Multi-Scale Feature Extraction Framework
Our methodology leverages the inherent physical properties of UAV frequency-hopping signals through 2D discrete wavelet transform (DWT). The Haar wavelet basis is selected for its compact support and step-like characteristics that align with FH signal dynamics:
$$\begin{align*}
\phi_{\text{Haar}} &= \frac{1}{\sqrt{2}}[1, 1] \\
\psi_{\text{Haar}} &= \frac{1}{\sqrt{2}}[1, -1]
\end{align*}$$
Multi-level decomposition separates spectrograms into approximation (LL) and detail coefficients (LH, HL, HH). The approximation coefficients retain essential signal energy distribution while progressively reducing dimensionality:
$$\begin{cases}
\phi(x,y) = \phi(x)\phi(y) \\
\psi^H(x,y) = \psi(x)\phi(y) \\
\psi^V(x,y) = \phi(x)\psi(y) \\
\psi^D(x,y) = \psi(x)\psi(y)
\end{cases}$$
Decomposition depth critically balances information retention and computational efficiency. We systematically evaluate layer-wise performance through rigorous experimentation.
Deep Learning Architecture
ResNet-18 serves as our classification backbone, employing residual blocks that mitigate vanishing gradients through skip connections:
$$x_{m+1} = f(y_m) + h(x_m)$$
$$y_m = g(x_m, W_m)$$
where \(g\) denotes residual transformations, \(f\) is ReLU activation, and \(h(x_m) = x_m\) implements identity mapping. This architecture enables stable gradient flow during backpropagation:
$$\frac{\partial \mathcal{L}}{\partial x_m} = \frac{\partial \mathcal{L}}{\partial x_M} \cdot \left( 1 + \frac{\partial}{\partial x_m} \sum_{i=m}^{M-1} g(x_i, W_i) \right)$$
Experimental Validation
Using the DroneRFa dataset containing 25 signal classes (24 UAV models + background noise), we perform 6:2:2 training/validation/testing splits. Each 0.01s signal segment undergoes STFT followed by Haar wavelet decomposition. Training employs Adam optimization (lr=1e-3, batch=32) with cross-entropy loss.

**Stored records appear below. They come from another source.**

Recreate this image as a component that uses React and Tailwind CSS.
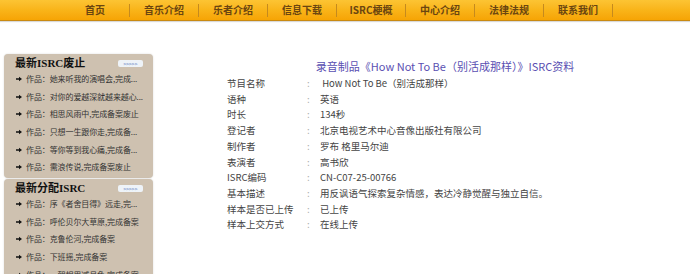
import React from "react";

const navItems = ["首页", "音乐介绍", "乐者介绍", "信息下载", "ISRC梗概", "中心介绍", "法律法规", "联系我们"];

const box1 = [
  "作品：她来听我的演唱会,完成...",
  "作品：对你的爱越深就越来越心...",
  "作品：相思风雨中,完成备案废止",
  "作品：只想一生跟你走,完成备...",
  "作品：等你等到我心痛,完成备...",
  "作品：需浪传说,完成备案废止",
];

const box2 = [
  "作品：序《者舍目得》远走,完...",
  "作品：呼伦贝尔大草原,完成备案",
  "作品：克鲁伦河,完成备案",
  "作品：下班摇,完成备案",
  "作品：一朝相思减月色,完成备案",
];

const rows = [
  ["节目名称", " How Not To Be（别活成那样）"],
  ["语种", "英语"],
  ["时长", "134秒"],
  ["登记者", "北京电视艺术中心音像出版社有限公司"],
  ["制作者", "罗布 格里马尔迪"],
  ["表演者", "高书欣"],
  ["ISRC编码", "CN-C07-25-00766"],
  ["基本描述", "用反讽语气探索复杂情感，表达冷静觉醒与独立自信。"],
  ["样本是否已上传", "已上传"],
  ["样本上交方式", "在线上传"],
];

const Arrow = () => (
  <svg width="6" height="6" viewBox="0 0 6 6" className="shrink-0">
    <path d="M0 2.3H3V0.8L6 3L3 5.2V3.7H0Z" fill="#111" />
  </svg>
);

const Box = ({ title, items }) => (
  <div className="rounded-[4px] bg-[#cec1b0] pt-[2px] pb-[2px] shadow-[0_0_2px_rgba(0,0,0,0.15)]">
    <div className="flex h-[14px] items-center justify-between pl-[11px] pr-[10px]">
      <span className="text-[11px] font-bold leading-none text-[#111]" style={{ fontFamily: '"Liberation Serif", "Noto Sans CJK SC", serif' }}>
        {title}
      </span>
      <span className="flex h-[7px] w-[25px] items-center justify-center rounded-[2px] bg-[#eef3f8] text-[5px] leading-none text-[#3a5fb0]">
        {">>>>>"}
      </span>
    </div>
    {items.map((t, i) => (
      <div key={i} className="flex h-[17.7px] items-center gap-[4px] pl-[12px] pr-[1px]">
        <Arrow />
        <span className="whitespace-nowrap text-[8px] leading-none tracking-[-0.1px] text-[#333]">{t}</span>
      </div>
    ))}
  </div>
);

export default function App() {
  return (
    <div className="h-[274px] w-[690px] overflow-hidden bg-white" style={{ fontFamily: '"Noto Sans CJK SC", "Noto Sans", sans-serif' }}>
      <div className="h-[21px] bg-gradient-to-b from-[#fcc433] via-[#f9b418] to-[#f6a404] border-b border-[#c98a12] shadow-[0_1px_1px_rgba(0,0,0,0.15)]">
        <div className="flex h-full items-center pl-[61px]">
          {navItems.map((n) => (
            <div key={n} className="flex h-full w-[69px] items-center">
              <span className="flex-1 text-center text-[10px] font-bold leading-none text-[#6a4510]">{n}</span>
              <span className="h-[13px] w-px bg-[#c58a1e]" />
            </div>
          ))}
        </div>
      </div>
      <div className="flex">
        <div className="ml-[4px] mt-[33px] flex w-[149px] flex-col gap-[1px]">
          <Box title="最新ISRC废止" items={box1} />
          <Box title="最新分配ISRC" items={box2} />
        </div>
        <div className="ml-[7px] flex-1 pt-[38px]">
          <div className="ml-[40px] text-center text-[11px] leading-[14px] text-[#5a4fb2]">
            录音制品《How Not To Be（别活成那样）》ISRC资料
          </div>
          <div className="mt-[3px] pl-[67px]">
            {rows.map(([k, v]) => (
              <div key={k} className="flex h-[15.7px] items-center text-[9.5px] leading-none text-[#444]">
                <span className="w-[80px]">{k}</span>
                <span className="w-[13px] text-[#aaa]">:</span>
                <span className="whitespace-pre">{v}</span>
              </div>
            ))}
          </div>
        </div>
      </div>
    </div>
  );
}
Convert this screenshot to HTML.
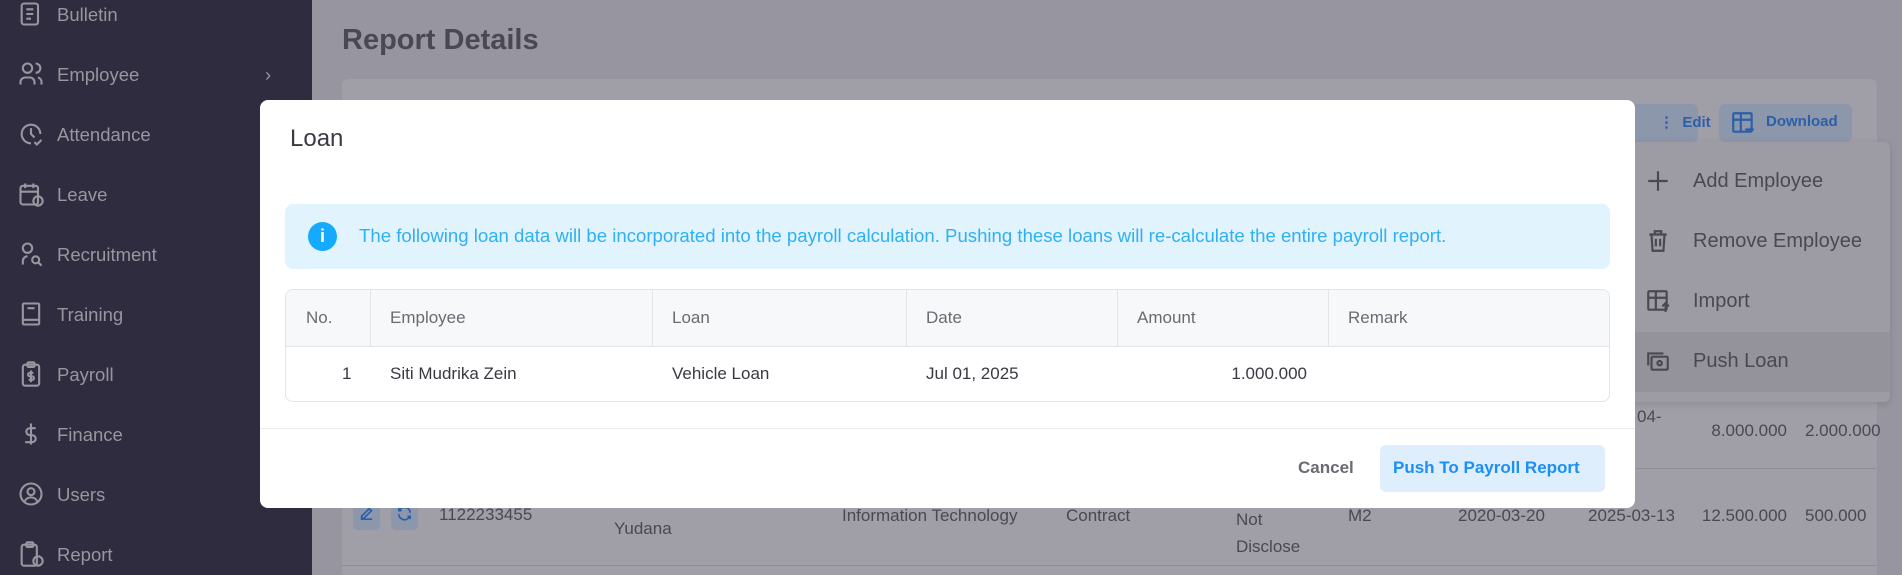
<!DOCTYPE html>
<html><head><meta charset="utf-8"><style>
*{box-sizing:border-box;margin:0;padding:0}
html{width:1902px;height:575px;overflow:hidden}
body{width:1902px;height:575px;overflow:hidden;position:relative;background:#97959f;font-family:"Liberation Sans",sans-serif}
.sb{position:absolute;left:0;top:0;width:312px;height:575px;background:#302c40}
.si{position:absolute;left:0;height:30px;width:312px;color:#98969f;font-size:18.5px}
.si svg{position:absolute;left:17px;top:0px}
.si span{position:absolute;left:57px;top:4px}
.abs{position:absolute}
.card{left:342px;top:79px;width:1535px;height:496px;background:#a09ea7;border-radius:6px 6px 0 0}
.modal{left:260px;top:100px;width:1375px;height:408px;background:#fff;border-radius:8px}
.t{position:absolute;white-space:nowrap}
</style></head><body>
<div class="sb">
<div class="si" style="top:0"><svg width="28" height="28" viewBox="0 0 24 24" fill="none" stroke="#98969f" stroke-width="1.8"><rect x="4" y="3" width="14" height="18" rx="2"/><path d="M8 8h6M8 12h6M8 16h4"/></svg><span>Bulletin</span></div>
<div class="si" style="top:60px"><svg width="28" height="28" viewBox="0 0 24 24" fill="none" stroke="#98969f" stroke-width="1.8"><circle cx="9" cy="7" r="4"/><path d="M3 21v-2a4 4 0 014-4h4a4 4 0 014 4v2M16 3a4 4 0 010 8M21 21v-2a4 4 0 00-3-4"/></svg><span>Employee</span><span style="left:265px">›</span></div>
<div class="si" style="top:120px"><svg width="28" height="28" viewBox="0 0 24 24" fill="none" stroke="#98969f" stroke-width="1.8"><path d="M20 12a8 8 0 10-8 8M12 7v5l3 3M15 19l2 2 4-4"/></svg><span>Attendance</span></div>
<div class="si" style="top:180px"><svg width="28" height="28" viewBox="0 0 24 24" fill="none" stroke="#98969f" stroke-width="1.8"><rect x="3" y="5" width="15" height="16" rx="2"/><path d="M3 10h15M7 3v4M14 3v4"/><circle cx="18" cy="18" r="4"/></svg><span>Leave</span></div>
<div class="si" style="top:240px"><svg width="28" height="28" viewBox="0 0 24 24" fill="none" stroke="#98969f" stroke-width="1.8"><circle cx="9" cy="7" r="4"/><path d="M5 21v-3a4 4 0 014-4"/><circle cx="16" cy="17" r="3"/><path d="M18 19l3 3"/></svg><span>Recruitment</span></div>
<div class="si" style="top:300px"><svg width="28" height="28" viewBox="0 0 24 24" fill="none" stroke="#98969f" stroke-width="1.8"><rect x="5" y="3" width="14" height="18" rx="1"/><path d="M5 17h14M9 7h6"/></svg><span>Training</span></div>
<div class="si" style="top:360px"><svg width="28" height="28" viewBox="0 0 24 24" fill="none" stroke="#98969f" stroke-width="1.8"><rect x="5" y="4" width="14" height="18" rx="2"/><rect x="9" y="2" width="6" height="4" rx="1"/><path d="M14 11h-3a1.5 1.5 0 000 3h2a1.5 1.5 0 010 3h-3M12 9v10"/></svg><span>Payroll</span></div>
<div class="si" style="top:420px"><svg width="28" height="28" viewBox="0 0 24 24" fill="none" stroke="#98969f" stroke-width="1.8"><path d="M16 7h-5a3 3 0 000 6h2a3 3 0 010 6H7M12 3v18"/></svg><span>Finance</span></div>
<div class="si" style="top:480px"><svg width="28" height="28" viewBox="0 0 24 24" fill="none" stroke="#98969f" stroke-width="1.8"><circle cx="12" cy="12" r="9"/><circle cx="12" cy="10" r="3"/><path d="M6.5 18.5a6 6 0 0111 0"/></svg><span>Users</span></div>
<div class="si" style="top:540px"><svg width="28" height="28" viewBox="0 0 24 24" fill="none" stroke="#98969f" stroke-width="1.8"><rect x="4" y="4" width="13" height="18" rx="2"/><rect x="8" y="2" width="6" height="4" rx="1"/><circle cx="18" cy="18" r="4"/></svg><span>Report</span></div>
</div>

<div class="t" style="left:342px;top:24px;font-size:29px;font-weight:bold;color:#4a4852">Report Details</div>
<div class="abs card"></div>
<div class="abs" style="left:1605px;top:104px;width:93px;height:38px;background:#8d97ab;border-radius:6px"></div>
<div class="t" style="left:1659px;top:113px;font-size:15px;font-weight:bold;color:#2b5fa8">⋮ &nbsp;Edit</div>
<div class="abs" style="left:1719px;top:104px;width:133px;height:38px;background:#8d97ab;border-radius:6px"></div>
<svg class="abs" style="left:1730px;top:110px" width="26" height="26" viewBox="0 0 24 24" fill="none" stroke="#2b5fa8" stroke-width="2"><rect x="3" y="3" width="17" height="17" rx="1"/><path d="M3 9h17M10 3v17M14 18h7M19 16l2 2-2 2"/></svg>
<div class="t" style="left:1766px;top:113px;font-size:15px;font-weight:bold;color:#2b5fa8">Download</div>
<div class="abs" style="left:1600px;top:142px;width:290px;height:260px;background:#9d9ba4;border-radius:6px;box-shadow:0 2px 8px rgba(0,0,0,.12)"></div>
<div class="abs" style="left:1600px;top:332px;width:290px;height:60px;background:#94929b"></div>
<svg class="abs" style="left:1645px;top:168px" width="26" height="26" viewBox="0 0 24 24" fill="none" stroke="#4a4852" stroke-width="2"><path d="M12 3v18M3 12h18"/></svg>
<svg class="abs" style="left:1645px;top:228px" width="26" height="26" viewBox="0 0 24 24" fill="none" stroke="#4a4852" stroke-width="2"><path d="M4 6h16M9 6V3h6v3M6 6l1 15h10l1-15M10 10v7M14 10v7"/></svg>
<svg class="abs" style="left:1645px;top:288px" width="26" height="26" viewBox="0 0 24 24" fill="none" stroke="#4a4852" stroke-width="2"><rect x="3" y="3" width="17" height="17" rx="1"/><path d="M3 9h17M10 3v17M19 22v-7M16 17l3-3 3 3"/></svg>
<svg class="abs" style="left:1645px;top:348px" width="26" height="26" viewBox="0 0 24 24" fill="none" stroke="#4a4852" stroke-width="2"><rect x="6" y="8" width="15" height="12" rx="1"/><path d="M3 16V5h14"/><circle cx="13.5" cy="14" r="2"/></svg>
<div class="t" style="left:1693px;top:170px;font-size:20px;color:#4a4852">Add Employee</div>
<div class="t" style="left:1693px;top:230px;font-size:20px;color:#4a4852">Remove Employee</div>
<div class="t" style="left:1693px;top:290px;font-size:20px;color:#4a4852">Import</div>
<div class="t" style="left:1693px;top:350px;font-size:20px;color:#4a4852">Push Loan</div>

<div class="t" style="left:1637px;top:407px;font-size:17px;color:#4a4852">04-</div>
<div class="t" style="left:1787px;top:421px;font-size:17px;color:#4a4852;transform:translateX(-100%)">8.000.000</div>
<div class="t" style="left:1805px;top:421px;font-size:17px;color:#4a4852">2.000.000</div>
<div class="abs" style="left:1636px;top:468px;width:241px;height:1px;background:#8e8c95"></div>
<div class="abs" style="left:342px;top:565px;width:1535px;height:1px;background:#8e8c95"></div>
<div class="abs" style="left:353px;top:500px;width:27px;height:30px;background:#8d97ab;border-radius:5px"></div>
<svg class="abs" style="left:358px;top:505px" width="17" height="17" viewBox="0 0 24 24" fill="none" stroke="#2b5fa8" stroke-width="2.4"><path d="M4 20h16M5 16l11-11 3 3-11 11H5z"/></svg>
<div class="abs" style="left:391px;top:500px;width:27px;height:30px;background:#8d97ab;border-radius:5px"></div>
<svg class="abs" style="left:396px;top:505px" width="17" height="17" viewBox="0 0 24 24" fill="none" stroke="#2b5fa8" stroke-width="2.4"><path d="M20 11a8 8 0 00-14-5l-2 2M4 13a8 8 0 0014 5l2-2M4 4v4h4M20 20v-4h-4"/></svg>
<div class="t" style="left:439px;top:505px;font-size:17px;color:#4a4852">1122233455</div>
<div class="t" style="left:614px;top:519px;font-size:17px;color:#4a4852">Yudana</div>
<div class="t" style="left:842px;top:506px;font-size:17px;color:#4a4852">Information Technology</div>
<div class="t" style="left:1066px;top:506px;font-size:17px;color:#4a4852">Contract</div>
<div class="t" style="left:1236px;top:506px;font-size:17px;color:#4a4852;line-height:27px">Not<br>Disclose</div>
<div class="t" style="left:1348px;top:506px;font-size:17px;color:#4a4852">M2</div>
<div class="t" style="left:1458px;top:506px;font-size:17px;color:#4a4852">2020-03-20</div>
<div class="t" style="left:1588px;top:506px;font-size:17px;color:#4a4852">2025-03-13</div>
<div class="t" style="left:1787px;top:506px;font-size:17px;color:#4a4852;transform:translateX(-100%)">12.500.000</div>
<div class="t" style="left:1805px;top:506px;font-size:17px;color:#4a4852">500.000</div>

<div class="abs modal">
<div class="t" style="left:30px;top:25px;font-size:24px;color:#3c3a44">Loan</div>
<div class="abs" style="left:25px;top:104px;width:1325px;height:65px;background:#e1f3fd;border-radius:8px"></div>
<div class="abs" style="left:48px;top:122px;width:29px;height:29px;border-radius:50%;background:#16aaff;color:#fff;font-weight:bold;font-size:18px;text-align:center;line-height:29px">i</div>
<div class="t" style="left:99px;top:125px;font-size:18.6px;color:#2fb0f4">The following loan data will be incorporated into the payroll calculation. Pushing these loans will re-calculate the entire payroll report.</div>
<div class="abs" style="left:25px;top:189px;width:1325px;height:113px;border:1px solid #e3e4e8;border-radius:8px;overflow:hidden">
 <div class="abs" style="left:0;top:0;width:1325px;height:57px;background:#f7f8fa;border-bottom:1px solid #e3e4e8"></div>
 <div class="abs" style="left:84px;top:0;width:1px;height:57px;background:#e3e4e8"></div>
 <div class="abs" style="left:366px;top:0;width:1px;height:57px;background:#e3e4e8"></div>
 <div class="abs" style="left:620px;top:0;width:1px;height:57px;background:#e3e4e8"></div>
 <div class="abs" style="left:831px;top:0;width:1px;height:57px;background:#e3e4e8"></div>
 <div class="abs" style="left:1042px;top:0;width:1px;height:57px;background:#e3e4e8"></div>
 <div class="t" style="left:20px;top:18px;font-size:17px;color:#6b6a72">No.</div>
 <div class="t" style="left:104px;top:18px;font-size:17px;color:#6b6a72">Employee</div>
 <div class="t" style="left:386px;top:18px;font-size:17px;color:#6b6a72">Loan</div>
 <div class="t" style="left:640px;top:18px;font-size:17px;color:#6b6a72">Date</div>
 <div class="t" style="left:851px;top:18px;font-size:17px;color:#6b6a72">Amount</div>
 <div class="t" style="left:1062px;top:18px;font-size:17px;color:#6b6a72">Remark</div>
 <div class="t" style="left:56px;top:74px;font-size:17px;color:#3a3841">1</div>
 <div class="t" style="left:104px;top:74px;font-size:17px;color:#3a3841">Siti Mudrika Zein</div>
 <div class="t" style="left:386px;top:74px;font-size:17px;color:#3a3841">Vehicle Loan</div>
 <div class="t" style="left:640px;top:74px;font-size:17px;color:#3a3841">Jul 01, 2025</div>
 <div class="t" style="left:1021px;top:74px;font-size:17px;color:#3a3841;transform:translateX(-100%)">1.000.000</div>
</div>
<div class="abs" style="left:0;top:328px;width:1375px;height:1px;background:#ececef"></div>
<div class="t" style="left:1038px;top:358px;font-size:17px;font-weight:bold;color:#6b6a72">Cancel</div>
<div class="abs" style="left:1120px;top:345px;width:225px;height:47px;background:#dfeefd;border-radius:6px"></div>
<div class="t" style="left:1133px;top:358px;font-size:17px;font-weight:bold;color:#1a8ff5">Push To Payroll Report</div>
</div>
</body></html>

| Decomposition Level | Accuracy (%) | Inference Time (s) | Training Time |
|---|---|---|---|
| Raw STFT | 98.80 | 183.900 | – |
| Level 1 Approximation | 98.07 | 8.209 | 80m 23s |
| Level 2 Approximation | 97.28 | 2.293 | 35m 50s |
| Level 3 Approximation | 97.60 | 0.728 | 31m 38s |
| Level 4 Approximation | 96.39 | 0.411 | 29m 59s |
Level 3 approximation coefficients deliver optimal trade-offs: 252× faster inference than STFT (0.728s vs 183.9s) with minimal accuracy drop (97.60% vs 98.80%). Training convergence analysis confirms comparable learning trajectories for Levels 1-3, while Level 4 exhibits degraded performance.
Conclusion
This work establishes a novel paradigm for UAV frequency-hopping signal identification through multi-scale time-frequency analysis. By exploiting the inherent energy concentration properties of FH signals in drone technology, our wavelet-based feature extraction reduces input dimensionality by >98% compared to conventional spectrograms while preserving discriminative patterns. The ResNet-18 architecture achieves 97.6% classification accuracy with 252× acceleration, enabling real-time deployment on resource-constrained platforms. This approach effectively addresses computational bottlenecks in passive RF monitoring systems for Unmanned Aerial Vehicle detection, providing critical capabilities for urban airspace security and spectrum management.